Yeah, sure I've got problems. And to a lot of people they would seem like BIG problems. Hell, on an individual level, they ARE BIG problems. There has been many a person who has had a situation far less dire than mine and ended up taking their lives because they couldn't find that light at the end of the tunnel. But I'm working hard to focus on that light. I'm trying desperately to keep that light burning brightly.

I know that I have some good things working for me. I have a family that loves me. I have incredible friends who would do anything for me. I have every advantage that comes with living in this country. I have my health. I have the INCREDIBLY ALL IMPORTANT, (AND HIGHLY UNDERRATED) sense of humor. I have have an obscene wealth of knowledge about some of the most random dumb stuff. And I know how to perfectly mix just about every drink known to man.

There is good stuff here.

And though it is easy to get bogged down in the nasty, crappy, ugly parts of life, I'm trying to worry about that less and focus on the good more.

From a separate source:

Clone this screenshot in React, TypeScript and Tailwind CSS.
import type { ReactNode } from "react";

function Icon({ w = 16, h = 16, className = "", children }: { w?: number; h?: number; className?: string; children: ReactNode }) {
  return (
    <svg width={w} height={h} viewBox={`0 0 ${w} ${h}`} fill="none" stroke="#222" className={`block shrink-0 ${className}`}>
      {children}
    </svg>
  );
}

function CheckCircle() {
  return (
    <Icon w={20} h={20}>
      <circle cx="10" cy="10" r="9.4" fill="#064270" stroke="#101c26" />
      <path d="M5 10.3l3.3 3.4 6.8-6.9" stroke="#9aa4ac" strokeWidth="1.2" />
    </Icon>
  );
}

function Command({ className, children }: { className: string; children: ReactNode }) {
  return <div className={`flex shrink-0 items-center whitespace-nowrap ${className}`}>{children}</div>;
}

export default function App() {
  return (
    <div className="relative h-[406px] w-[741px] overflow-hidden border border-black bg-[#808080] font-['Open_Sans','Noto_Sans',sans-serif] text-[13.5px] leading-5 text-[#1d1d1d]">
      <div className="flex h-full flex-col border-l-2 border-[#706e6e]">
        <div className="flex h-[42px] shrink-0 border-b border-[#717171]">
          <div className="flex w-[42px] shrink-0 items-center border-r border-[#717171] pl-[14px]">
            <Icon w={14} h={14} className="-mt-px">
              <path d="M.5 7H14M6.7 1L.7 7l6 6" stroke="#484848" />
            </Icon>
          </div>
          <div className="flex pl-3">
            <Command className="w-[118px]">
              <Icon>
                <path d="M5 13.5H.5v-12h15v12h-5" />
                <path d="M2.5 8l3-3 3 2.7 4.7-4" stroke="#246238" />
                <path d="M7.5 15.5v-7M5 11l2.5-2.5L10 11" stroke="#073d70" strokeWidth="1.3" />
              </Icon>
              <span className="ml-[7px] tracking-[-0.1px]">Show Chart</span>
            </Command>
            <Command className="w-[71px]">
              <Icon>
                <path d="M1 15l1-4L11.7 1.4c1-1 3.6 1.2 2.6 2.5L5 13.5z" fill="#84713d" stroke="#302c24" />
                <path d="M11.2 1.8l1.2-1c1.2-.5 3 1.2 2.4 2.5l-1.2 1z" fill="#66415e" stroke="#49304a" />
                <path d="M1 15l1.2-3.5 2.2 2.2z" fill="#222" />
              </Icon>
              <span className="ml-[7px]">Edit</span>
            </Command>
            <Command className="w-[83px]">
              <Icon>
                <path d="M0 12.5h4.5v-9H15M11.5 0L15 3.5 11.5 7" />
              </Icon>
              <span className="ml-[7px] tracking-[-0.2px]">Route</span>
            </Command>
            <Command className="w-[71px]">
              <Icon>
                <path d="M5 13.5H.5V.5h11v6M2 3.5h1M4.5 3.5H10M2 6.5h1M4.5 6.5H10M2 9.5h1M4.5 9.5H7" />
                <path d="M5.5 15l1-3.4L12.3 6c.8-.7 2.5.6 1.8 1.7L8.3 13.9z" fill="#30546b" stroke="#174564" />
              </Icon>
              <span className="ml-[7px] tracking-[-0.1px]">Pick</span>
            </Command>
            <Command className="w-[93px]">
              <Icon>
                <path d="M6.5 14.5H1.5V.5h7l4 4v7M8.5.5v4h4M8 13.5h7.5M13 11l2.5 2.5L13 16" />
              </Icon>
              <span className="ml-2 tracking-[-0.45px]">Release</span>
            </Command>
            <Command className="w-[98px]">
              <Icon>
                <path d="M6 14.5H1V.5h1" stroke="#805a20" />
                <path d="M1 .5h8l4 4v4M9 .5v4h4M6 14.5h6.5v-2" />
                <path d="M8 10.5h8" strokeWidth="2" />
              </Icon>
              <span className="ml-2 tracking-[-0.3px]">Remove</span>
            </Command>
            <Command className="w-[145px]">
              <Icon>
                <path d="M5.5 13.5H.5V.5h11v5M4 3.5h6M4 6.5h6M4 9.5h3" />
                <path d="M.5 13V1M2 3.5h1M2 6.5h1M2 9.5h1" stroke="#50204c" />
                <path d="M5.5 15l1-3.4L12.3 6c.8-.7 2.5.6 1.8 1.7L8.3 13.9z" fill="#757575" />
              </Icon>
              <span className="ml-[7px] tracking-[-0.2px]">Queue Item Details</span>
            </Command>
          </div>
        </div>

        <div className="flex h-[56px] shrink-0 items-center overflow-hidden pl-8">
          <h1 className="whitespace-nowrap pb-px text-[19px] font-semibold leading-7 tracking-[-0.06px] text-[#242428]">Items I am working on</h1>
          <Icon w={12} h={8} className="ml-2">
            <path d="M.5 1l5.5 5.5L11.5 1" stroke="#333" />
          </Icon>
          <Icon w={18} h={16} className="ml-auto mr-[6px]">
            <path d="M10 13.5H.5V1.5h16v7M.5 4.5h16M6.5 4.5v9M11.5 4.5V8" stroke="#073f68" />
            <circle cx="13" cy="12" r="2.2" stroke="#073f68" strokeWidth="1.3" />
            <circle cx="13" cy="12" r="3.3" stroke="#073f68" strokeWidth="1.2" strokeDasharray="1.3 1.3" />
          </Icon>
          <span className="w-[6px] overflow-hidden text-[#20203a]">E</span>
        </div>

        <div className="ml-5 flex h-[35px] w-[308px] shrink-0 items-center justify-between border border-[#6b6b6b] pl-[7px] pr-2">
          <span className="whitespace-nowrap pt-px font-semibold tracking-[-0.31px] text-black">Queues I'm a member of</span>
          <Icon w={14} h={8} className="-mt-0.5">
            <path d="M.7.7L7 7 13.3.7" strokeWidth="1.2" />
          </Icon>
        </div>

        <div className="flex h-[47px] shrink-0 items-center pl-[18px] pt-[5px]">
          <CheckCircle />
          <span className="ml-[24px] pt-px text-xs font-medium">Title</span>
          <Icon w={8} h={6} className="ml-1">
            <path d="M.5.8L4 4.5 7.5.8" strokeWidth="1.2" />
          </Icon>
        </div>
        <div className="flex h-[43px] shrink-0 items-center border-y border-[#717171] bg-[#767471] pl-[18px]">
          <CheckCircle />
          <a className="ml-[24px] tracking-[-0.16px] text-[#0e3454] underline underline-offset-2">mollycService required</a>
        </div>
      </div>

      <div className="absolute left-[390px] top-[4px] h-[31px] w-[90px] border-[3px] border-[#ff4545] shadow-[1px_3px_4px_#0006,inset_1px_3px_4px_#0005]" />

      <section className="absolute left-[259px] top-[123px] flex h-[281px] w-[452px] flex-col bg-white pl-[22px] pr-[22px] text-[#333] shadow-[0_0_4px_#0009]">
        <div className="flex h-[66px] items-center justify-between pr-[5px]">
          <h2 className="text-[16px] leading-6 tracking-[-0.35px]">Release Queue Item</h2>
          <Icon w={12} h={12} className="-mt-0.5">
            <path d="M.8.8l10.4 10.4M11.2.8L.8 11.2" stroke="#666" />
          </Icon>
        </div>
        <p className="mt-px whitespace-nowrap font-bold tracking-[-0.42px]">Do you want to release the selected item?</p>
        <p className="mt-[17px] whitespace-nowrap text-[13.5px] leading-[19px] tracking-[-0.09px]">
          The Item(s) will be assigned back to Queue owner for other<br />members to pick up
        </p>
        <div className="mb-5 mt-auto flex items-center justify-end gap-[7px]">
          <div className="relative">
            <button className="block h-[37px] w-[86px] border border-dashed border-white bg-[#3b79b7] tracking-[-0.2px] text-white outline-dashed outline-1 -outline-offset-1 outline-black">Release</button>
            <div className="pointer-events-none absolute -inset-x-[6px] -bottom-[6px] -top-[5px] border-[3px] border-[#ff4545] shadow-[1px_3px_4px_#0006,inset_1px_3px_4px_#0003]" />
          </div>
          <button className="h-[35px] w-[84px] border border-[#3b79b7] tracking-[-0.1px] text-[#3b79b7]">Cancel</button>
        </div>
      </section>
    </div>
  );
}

I recently heard a cheesy story about people hiking on some mountain trail, and how one of the hikers kept focusing on the negative parts. The difficulty of the hike. The monotony in the surroundings. And the other hiker told him to just keep going. And when they got to the end of the trail, above the tree line they looked down at the forest. They saw the grandeur of the whole thing put together. They saw the whole forest. The beauty of the whole thing was so much greater than the sum of all the ugly monotonous parts. So I figure I'm just still down on the trail... And that the grander picture has yet to be revealed, but I'm trying to stay focused. Trying to make it to the end of that trail. To gain the reward of seeing it all make some kind of sense... and to really see the proverbial forest for the trees.

(And I know I am so cheese-tastic right now, so I'm gonna leave it at that.)